Identify the lines holding "this" and copy them.

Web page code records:
——————————

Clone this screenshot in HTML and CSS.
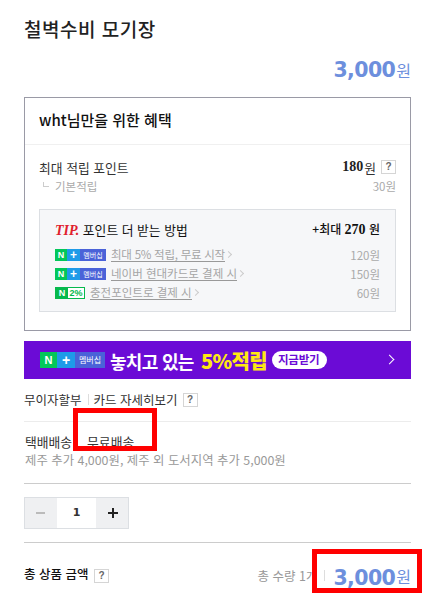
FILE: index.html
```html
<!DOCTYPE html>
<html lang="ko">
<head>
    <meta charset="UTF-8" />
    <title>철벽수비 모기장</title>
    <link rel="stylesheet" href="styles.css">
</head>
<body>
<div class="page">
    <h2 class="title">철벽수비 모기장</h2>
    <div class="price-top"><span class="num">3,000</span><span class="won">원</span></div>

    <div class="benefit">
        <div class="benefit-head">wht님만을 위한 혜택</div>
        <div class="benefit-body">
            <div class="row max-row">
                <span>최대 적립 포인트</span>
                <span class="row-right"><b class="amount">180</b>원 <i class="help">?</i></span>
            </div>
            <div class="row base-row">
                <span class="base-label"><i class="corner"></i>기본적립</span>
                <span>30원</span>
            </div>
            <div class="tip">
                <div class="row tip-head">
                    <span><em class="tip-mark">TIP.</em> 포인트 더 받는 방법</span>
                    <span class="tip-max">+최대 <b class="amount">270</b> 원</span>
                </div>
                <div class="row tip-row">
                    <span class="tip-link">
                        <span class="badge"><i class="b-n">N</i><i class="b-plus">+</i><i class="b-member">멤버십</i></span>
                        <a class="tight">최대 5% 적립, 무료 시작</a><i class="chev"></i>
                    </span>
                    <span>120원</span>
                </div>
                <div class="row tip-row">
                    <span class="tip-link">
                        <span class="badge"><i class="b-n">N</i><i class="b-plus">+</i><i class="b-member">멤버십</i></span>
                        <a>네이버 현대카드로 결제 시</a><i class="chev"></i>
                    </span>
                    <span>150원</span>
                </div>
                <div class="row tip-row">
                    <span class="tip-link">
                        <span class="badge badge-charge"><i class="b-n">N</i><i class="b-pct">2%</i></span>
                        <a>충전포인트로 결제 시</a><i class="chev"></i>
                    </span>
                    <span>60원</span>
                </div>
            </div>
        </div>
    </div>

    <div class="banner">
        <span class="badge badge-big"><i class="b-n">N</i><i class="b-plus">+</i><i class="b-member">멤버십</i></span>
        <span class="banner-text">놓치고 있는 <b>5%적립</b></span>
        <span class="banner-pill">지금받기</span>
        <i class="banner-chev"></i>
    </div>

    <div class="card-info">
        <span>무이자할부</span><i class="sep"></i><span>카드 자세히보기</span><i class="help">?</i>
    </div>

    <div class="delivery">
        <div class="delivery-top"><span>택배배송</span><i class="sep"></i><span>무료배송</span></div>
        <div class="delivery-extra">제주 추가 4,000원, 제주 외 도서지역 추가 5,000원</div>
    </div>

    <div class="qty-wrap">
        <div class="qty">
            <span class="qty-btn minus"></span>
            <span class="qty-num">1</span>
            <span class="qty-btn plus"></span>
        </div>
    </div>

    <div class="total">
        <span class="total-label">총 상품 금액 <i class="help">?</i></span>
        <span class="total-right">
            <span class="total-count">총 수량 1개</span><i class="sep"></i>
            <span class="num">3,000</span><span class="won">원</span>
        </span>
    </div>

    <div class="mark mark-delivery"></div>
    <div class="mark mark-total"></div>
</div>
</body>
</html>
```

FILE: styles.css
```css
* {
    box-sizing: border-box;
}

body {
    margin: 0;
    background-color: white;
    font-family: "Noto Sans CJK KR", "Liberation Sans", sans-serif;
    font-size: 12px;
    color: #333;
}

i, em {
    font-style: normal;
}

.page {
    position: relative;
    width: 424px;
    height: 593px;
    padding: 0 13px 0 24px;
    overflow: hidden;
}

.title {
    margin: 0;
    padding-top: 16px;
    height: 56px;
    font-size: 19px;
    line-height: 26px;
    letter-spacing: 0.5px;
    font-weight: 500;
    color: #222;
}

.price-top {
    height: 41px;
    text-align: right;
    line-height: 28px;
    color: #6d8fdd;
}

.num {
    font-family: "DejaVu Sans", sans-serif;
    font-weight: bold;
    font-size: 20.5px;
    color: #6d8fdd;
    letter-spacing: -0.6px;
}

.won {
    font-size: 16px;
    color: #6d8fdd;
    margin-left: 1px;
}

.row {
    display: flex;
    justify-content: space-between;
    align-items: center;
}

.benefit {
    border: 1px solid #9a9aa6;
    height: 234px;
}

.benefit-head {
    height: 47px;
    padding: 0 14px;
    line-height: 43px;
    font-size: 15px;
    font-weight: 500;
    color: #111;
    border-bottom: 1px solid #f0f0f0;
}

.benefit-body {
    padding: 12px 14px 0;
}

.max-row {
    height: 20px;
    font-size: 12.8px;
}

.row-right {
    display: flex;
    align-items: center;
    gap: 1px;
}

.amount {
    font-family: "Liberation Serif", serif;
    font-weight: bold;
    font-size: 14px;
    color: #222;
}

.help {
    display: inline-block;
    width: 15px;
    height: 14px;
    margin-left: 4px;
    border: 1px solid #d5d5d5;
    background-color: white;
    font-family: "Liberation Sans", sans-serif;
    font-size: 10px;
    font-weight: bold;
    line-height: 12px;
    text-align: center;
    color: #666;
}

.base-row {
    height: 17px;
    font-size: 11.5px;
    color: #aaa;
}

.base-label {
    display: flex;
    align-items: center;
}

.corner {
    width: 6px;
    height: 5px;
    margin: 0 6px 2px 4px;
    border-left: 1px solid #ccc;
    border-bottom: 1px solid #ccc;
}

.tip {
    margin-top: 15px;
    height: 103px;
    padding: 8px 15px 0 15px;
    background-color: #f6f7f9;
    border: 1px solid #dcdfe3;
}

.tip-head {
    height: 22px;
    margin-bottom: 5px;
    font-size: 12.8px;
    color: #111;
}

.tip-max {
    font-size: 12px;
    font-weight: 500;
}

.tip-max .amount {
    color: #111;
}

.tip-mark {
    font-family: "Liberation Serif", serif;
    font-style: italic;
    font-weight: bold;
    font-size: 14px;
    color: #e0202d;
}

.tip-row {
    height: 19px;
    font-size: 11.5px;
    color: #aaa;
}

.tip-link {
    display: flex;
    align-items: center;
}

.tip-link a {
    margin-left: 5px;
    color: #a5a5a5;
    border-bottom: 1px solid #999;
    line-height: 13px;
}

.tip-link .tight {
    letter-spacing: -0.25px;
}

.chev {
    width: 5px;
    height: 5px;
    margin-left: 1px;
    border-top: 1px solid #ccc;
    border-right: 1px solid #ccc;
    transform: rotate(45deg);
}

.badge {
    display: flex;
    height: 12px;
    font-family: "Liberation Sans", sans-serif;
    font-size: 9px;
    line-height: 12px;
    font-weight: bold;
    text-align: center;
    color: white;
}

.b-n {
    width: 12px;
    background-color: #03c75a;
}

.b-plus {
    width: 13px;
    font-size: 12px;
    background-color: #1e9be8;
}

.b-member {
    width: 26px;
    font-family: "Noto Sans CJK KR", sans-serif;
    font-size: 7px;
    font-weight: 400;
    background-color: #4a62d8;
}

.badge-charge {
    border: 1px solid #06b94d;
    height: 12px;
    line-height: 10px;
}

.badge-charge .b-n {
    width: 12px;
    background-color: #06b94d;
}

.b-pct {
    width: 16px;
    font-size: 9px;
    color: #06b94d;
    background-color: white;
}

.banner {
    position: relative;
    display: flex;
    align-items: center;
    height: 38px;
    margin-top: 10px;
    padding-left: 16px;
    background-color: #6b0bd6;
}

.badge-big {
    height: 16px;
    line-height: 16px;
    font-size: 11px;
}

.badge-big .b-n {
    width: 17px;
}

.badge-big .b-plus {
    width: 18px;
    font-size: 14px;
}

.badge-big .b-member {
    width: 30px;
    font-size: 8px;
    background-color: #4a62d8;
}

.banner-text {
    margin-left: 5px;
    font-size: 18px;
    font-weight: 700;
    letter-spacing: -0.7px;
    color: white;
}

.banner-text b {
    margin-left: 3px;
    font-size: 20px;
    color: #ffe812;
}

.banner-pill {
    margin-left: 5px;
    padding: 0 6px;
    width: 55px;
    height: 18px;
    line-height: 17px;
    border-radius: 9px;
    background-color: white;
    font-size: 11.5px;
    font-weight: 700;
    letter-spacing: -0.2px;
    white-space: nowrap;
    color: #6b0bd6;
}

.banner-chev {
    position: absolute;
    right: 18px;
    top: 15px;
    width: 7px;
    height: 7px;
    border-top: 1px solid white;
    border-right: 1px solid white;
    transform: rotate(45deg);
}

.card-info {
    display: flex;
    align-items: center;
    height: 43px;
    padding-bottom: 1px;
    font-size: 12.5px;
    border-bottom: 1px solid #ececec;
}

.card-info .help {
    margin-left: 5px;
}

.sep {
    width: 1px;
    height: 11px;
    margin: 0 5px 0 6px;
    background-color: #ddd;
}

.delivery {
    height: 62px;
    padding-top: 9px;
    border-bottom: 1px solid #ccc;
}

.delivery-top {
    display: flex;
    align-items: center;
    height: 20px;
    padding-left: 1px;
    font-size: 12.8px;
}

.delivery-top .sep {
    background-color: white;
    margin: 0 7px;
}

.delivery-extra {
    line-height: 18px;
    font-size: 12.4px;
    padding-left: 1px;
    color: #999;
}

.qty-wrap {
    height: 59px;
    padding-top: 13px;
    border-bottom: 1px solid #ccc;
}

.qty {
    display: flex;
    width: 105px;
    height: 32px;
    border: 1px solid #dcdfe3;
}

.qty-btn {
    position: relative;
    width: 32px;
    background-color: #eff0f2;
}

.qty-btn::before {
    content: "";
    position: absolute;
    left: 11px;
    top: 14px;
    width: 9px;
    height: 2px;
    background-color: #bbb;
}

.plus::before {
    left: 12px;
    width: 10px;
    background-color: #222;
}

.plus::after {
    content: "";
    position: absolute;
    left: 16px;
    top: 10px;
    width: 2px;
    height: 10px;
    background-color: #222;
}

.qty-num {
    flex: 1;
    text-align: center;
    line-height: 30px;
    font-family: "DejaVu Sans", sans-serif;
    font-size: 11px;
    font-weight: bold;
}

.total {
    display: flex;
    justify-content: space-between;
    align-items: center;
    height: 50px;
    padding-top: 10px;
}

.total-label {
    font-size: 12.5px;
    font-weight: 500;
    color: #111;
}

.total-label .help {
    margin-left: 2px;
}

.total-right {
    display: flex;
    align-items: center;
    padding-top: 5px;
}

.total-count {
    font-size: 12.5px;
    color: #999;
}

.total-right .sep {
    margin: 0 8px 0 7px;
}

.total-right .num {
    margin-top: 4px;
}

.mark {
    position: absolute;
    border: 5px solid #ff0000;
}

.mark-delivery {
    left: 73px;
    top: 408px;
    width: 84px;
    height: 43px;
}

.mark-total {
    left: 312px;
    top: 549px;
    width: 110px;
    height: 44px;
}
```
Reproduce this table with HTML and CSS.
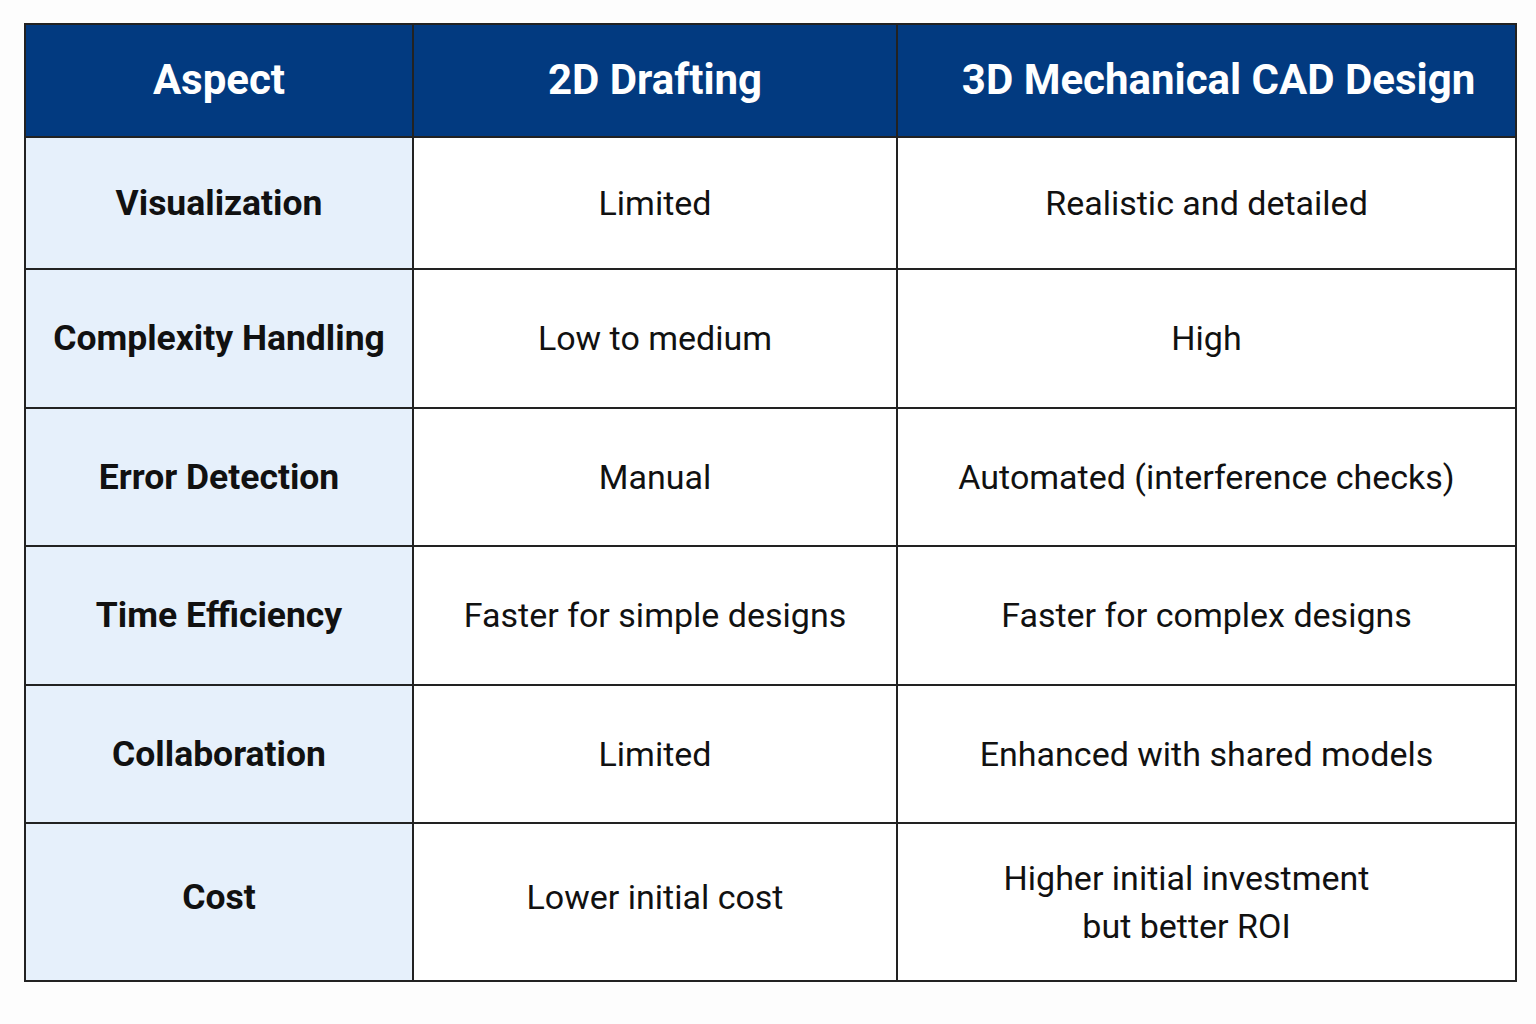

——————————

■ **FULL SOLUTION**
Clone this screenshot in HTML and CSS.
Reproduce this table with HTML and CSS.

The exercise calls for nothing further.